Vincent Chapaux – February 2015


3 thoughts on “Primates and habeas corpus: lessons from the Argentinian case

  1. Carmen Mandel says:

    Hola Vincent, thank you for writing this article on Sandra’s case. It seemed obvious at first that she had been granted freedom and relocation to a sanctuary in Brazil was on the works, but it saddens me that it became so convoluted. Perhaps the problem is that is was undertaken by la Cámara Federal de Casación Penal as an issue of animal welfare, criminality, as opposed to non-human right to freedom. There is always room for saying that she is being fed –like Tommy, the chimpanzee caged in a barn in New York state– or that orangutans are “solitary” as the Buenos Aires Zoo’s director was quoted. NhRP are doing an extraordinary work, alerting that these cases are to be treated as right to freedom, not welfare.

    Thank you for these interesting posts on such an important subject.

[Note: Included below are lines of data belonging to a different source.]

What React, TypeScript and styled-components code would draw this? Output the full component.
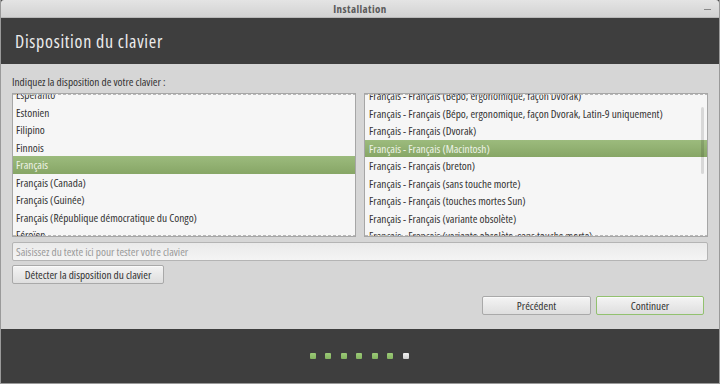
import React from 'react';
import styled, { createGlobalStyle } from 'styled-components';

const GlobalStyle = createGlobalStyle`
  html, body {
    margin: 0;
    padding: 0;
    width: 720px;
    height: 384px;
    overflow: hidden;
    background: #3e3e3e;
  }
  * {
    box-sizing: border-box;
  }
`;

const Window = styled.div`
  width: 720px;
  height: 384px;
  display: flex;
  flex-direction: column;
  border: 1px solid #9a9a9a;
  border-top: none;
  font-family: 'Open Sans', 'Noto Sans', sans-serif;
  font-stretch: condensed;
  color: #333;
`;
const TitleBar = styled.div`
  height: 18px;
  flex: none;
  display: flex;
  align-items: center;
  justify-content: center;
  position: relative;
  background: linear-gradient(#e4e4e4, #d2d2d2);
  border-bottom: 1px solid #b8b8b8;
  border-radius: 3px 3px 0 0;
`;
const Title = styled.span`
  font-size: 11px;
  font-weight: bold;
  letter-spacing: 0.4px;
  color: #5a5a5a;
`;
const Minimize = styled.span`
  position: absolute;
  right: 8px;
  top: 9px;
  width: 7px;
  height: 1px;
  background: #888;
`;
const Header = styled.div`
  height: 46px;
  flex: none;
  display: flex;
  align-items: center;
  padding-left: 14px;
  background: #3e3e3e;
`;
const Heading = styled.h1`
  margin: 0;
  font-size: 18px;
  font-weight: normal;
  letter-spacing: 0.7px;
  color: #ececec;
`;
const Body = styled.div`
  flex: 1;
  display: flex;
  flex-direction: column;
  padding: 11px 11px 0 11px;
  background: #d6d6d6;
`;
const Label = styled.div`
  font-size: 11.3px;
  line-height: 14px;
  margin-bottom: 4px;
`;
const Lists = styled.div`
  display: grid;
  grid-template-columns: 1fr 1fr;
  gap: 8px;
  height: 144px;
`;
const ListBox = styled.div`
  position: relative;
  overflow: hidden;
  background: #f6f6f6;
  border: 1px solid #a6a6a6;
  &::before,
  &::after {
    content: '';
    position: absolute;
    left: 0;
    right: 0;
    height: 1px;
    z-index: 2;
    background: repeating-linear-gradient(90deg, #b8b8b8 0 3px, transparent 3px 5px);
  }
  &::before {
    top: 0;
  }
  &::after {
    bottom: 0;
  }
`;
const ListInner = styled.div<{ offset: number }>`
  margin-top: ${(p) => p.offset}px;
`;
const Row = styled.div<{ selected?: boolean; indent: number }>`
  height: 17.5px;
  line-height: 17.5px;
  font-size: 11.3px;
  padding-left: ${(p) => p.indent}px;
  white-space: nowrap;
  color: ${(p) => (p.selected ? '#eef3e8' : '#333')};
  background: ${(p) => (p.selected ? 'linear-gradient(#9cbb7d, #87a666)' : 'transparent')};
`;
const ScrollThumb = styled.div`
  position: absolute;
  right: 3px;
  top: 13px;
  width: 3px;
  height: 67px;
  border-radius: 2px;
  background: rgba(0, 0, 0, 0.12);
  z-index: 1;
`;
const Entry = styled.div`
  margin-top: 5px;
  height: 19px;
  display: flex;
  align-items: center;
  padding-left: 3px;
  font-size: 11.3px;
  color: #9a9a9a;
  border: 1px solid #b4b4b4;
  border-radius: 2px;
  background: linear-gradient(#eaeaea, #f4f4f4);
`;
const Button = styled.button<{ width: number; primary?: boolean }>`
  width: ${(p) => p.width}px;
  height: 19px;
  padding: 0;
  font-family: inherit;
  font-stretch: condensed;
  font-size: 11.3px;
  white-space: nowrap;
  color: #333;
  border: 1px solid ${(p) => (p.primary ? '#92c16f' : '#a9a9a9')};
  border-radius: 2px;
  background: linear-gradient(#f4f4f4, #dedede);
  box-shadow: inset 0 1px 0 rgba(255, 255, 255, 0.6);
`;
const DetectRow = styled.div`
  margin-top: 4px;
  display: flex;
`;
const NavRow = styled.div`
  margin-top: 12px;
  padding-right: 4px;
  display: flex;
  justify-content: flex-end;
  gap: 5px;
`;
const Footer = styled.div`
  height: 54px;
  flex: none;
  display: flex;
  align-items: center;
  justify-content: center;
  gap: 9.5px;
  padding-right: 2px;
  background: #3e3e3e;
`;
const Dot = styled.span<{ active?: boolean }>`
  width: 6px;
  height: 6px;
  border-radius: 1px;
  background: ${(p) => (p.active ? 'linear-gradient(#f2f2f2, #cfcfcf)' : 'linear-gradient(#9ccb78, #84b460)')};
`;

const layouts = [
  'Esperanto',
  'Estonien',
  'Filipino',
  'Finnois',
  'Français',
  'Français (Canada)',
  'Français (Guinée)',
  'Français (République démocratique du Congo)',
  'Féroïen'
];

const variants = [
  'Français - Français (Bépo, ergonomique, façon Dvorak)',
  'Français - Français (Bépo, ergonomique, façon Dvorak, Latin-9 uniquement)',
  'Français - Français (Dvorak)',
  'Français - Français (Macintosh)',
  'Français - Français (breton)',
  'Français - Français (sans touche morte)',
  'Français - Français (touches mortes Sun)',
  'Français - Français (variante obsolète)',
  'Français - Français (variante obsolète, sans touche morte)'
];

const App: React.FC = () => {
  return (
    <>
      <GlobalStyle />
      <Window>
        <TitleBar>
          <Title>Installation</Title>
          <Minimize />
        </TitleBar>
        <Header>
          <Heading>Disposition du clavier</Heading>
        </Header>
        <Body>
          <Label>Indiquez la disposition de votre clavier :</Label>
          <Lists>
            <ListBox>
              <ListInner offset={-8}>
                {layouts.map((name) => (
                  <Row key={name} indent={3} selected={name === 'Français'}>
                    {name}
                  </Row>
                ))}
              </ListInner>
            </ListBox>
            <ListBox>
              <ScrollThumb />
              <ListInner offset={-7}>
                {variants.map((name) => (
                  <Row key={name} indent={4} selected={name.endsWith('(Macintosh)')}>
                    {name}
                  </Row>
                ))}
              </ListInner>
            </ListBox>
          </Lists>
          <Entry>Saisissez du texte ici pour tester votre clavier</Entry>
          <DetectRow>
            <Button width={152}>Détecter la disposition du clavier</Button>
          </DetectRow>
          <NavRow>
            <Button width={109}>Précédent</Button>
            <Button width={108} primary>
              Continuer
            </Button>
          </NavRow>
        </Body>
        <Footer>
          {[0, 1, 2, 3, 4, 5].map((i) => (
            <Dot key={i} />
          ))}
          <Dot active />
        </Footer>
      </Window>
    </>
  );
};

export default App;
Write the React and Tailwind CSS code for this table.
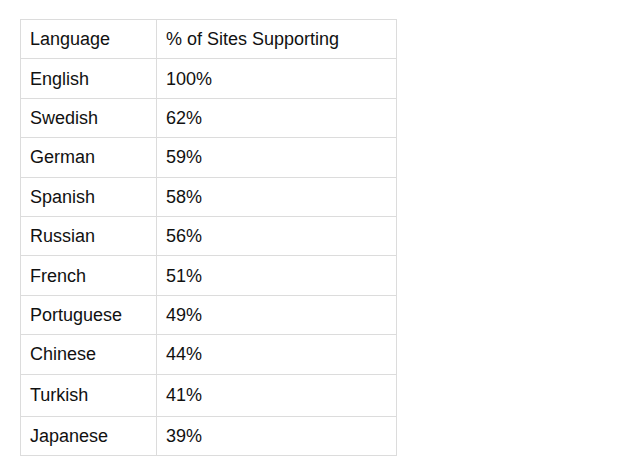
import React from "react";

const rows = [
  ["English", "100%"],
  ["Swedish", "62%"],
  ["German", "59%"],
  ["Spanish", "58%"],
  ["Russian", "56%"],
  ["French", "51%"],
  ["Portuguese", "49%"],
  ["Chinese", "44%"],
  ["Turkish", "41%"],
  ["Japanese", "39%"],
];

const App = () => {
  return (
    <div className="w-[640px] h-[472px] bg-white pt-[19px] pl-[20px] font-['Liberation_Sans',Arial,sans-serif] text-[18px] text-[#111]">
      <table className="border-collapse w-[377px]">
        <thead>
          <tr className="h-[39.4px]">
            <th className="w-[136px] border border-[#dcdcdc] px-[9px] pt-[1px] text-left font-normal">
              Language
            </th>
            <th className="border border-[#dcdcdc] px-[9px] pt-[1px] text-left font-normal">
              % of Sites Supporting
            </th>
          </tr>
        </thead>
        <tbody>
          {rows.map((r) => (
            <tr
              key={r[0]}
              className={
                r[0] === "Turkish"
                  ? "h-[42px]"
                  : r[0] === "Japanese"
                  ? "h-[39.5px]"
                  : "h-[39.4px]"
              }
            >
              <td className="border border-[#dcdcdc] px-[9px] pt-[1px]">{r[0]}</td>
              <td className="border border-[#dcdcdc] px-[9px] pt-[1px]">{r[1]}</td>
            </tr>
          ))}
        </tbody>
      </table>
    </div>
  );
};

export default App;
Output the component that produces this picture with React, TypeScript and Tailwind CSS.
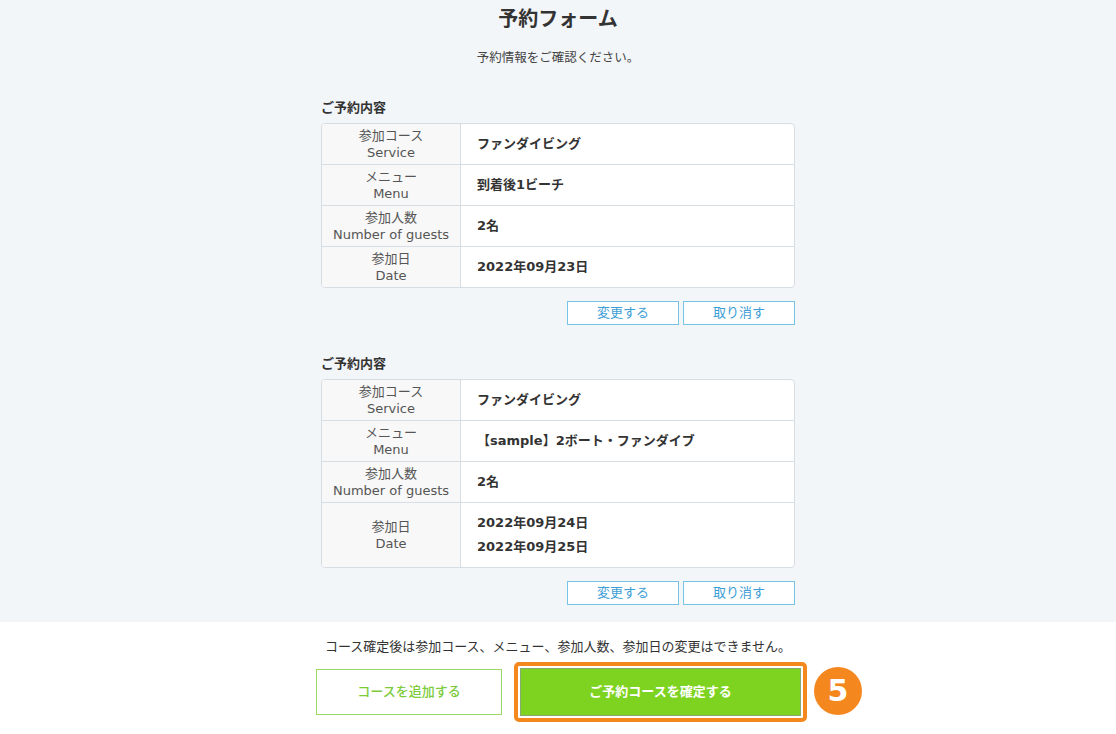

  2. Vincent Chapaux says:

    Dear Sandra,
    Thank you for your comment. The problem is that animal’s right to freedom is not clearly stated by any legislation. Animal rights groups are therefore trying to use the only courts available to make their case – but they are – by definition – very ill suited for these claims. Still, it makes things go forward (as we saw in the Sandra case) and we will follow where it goes. Best. V.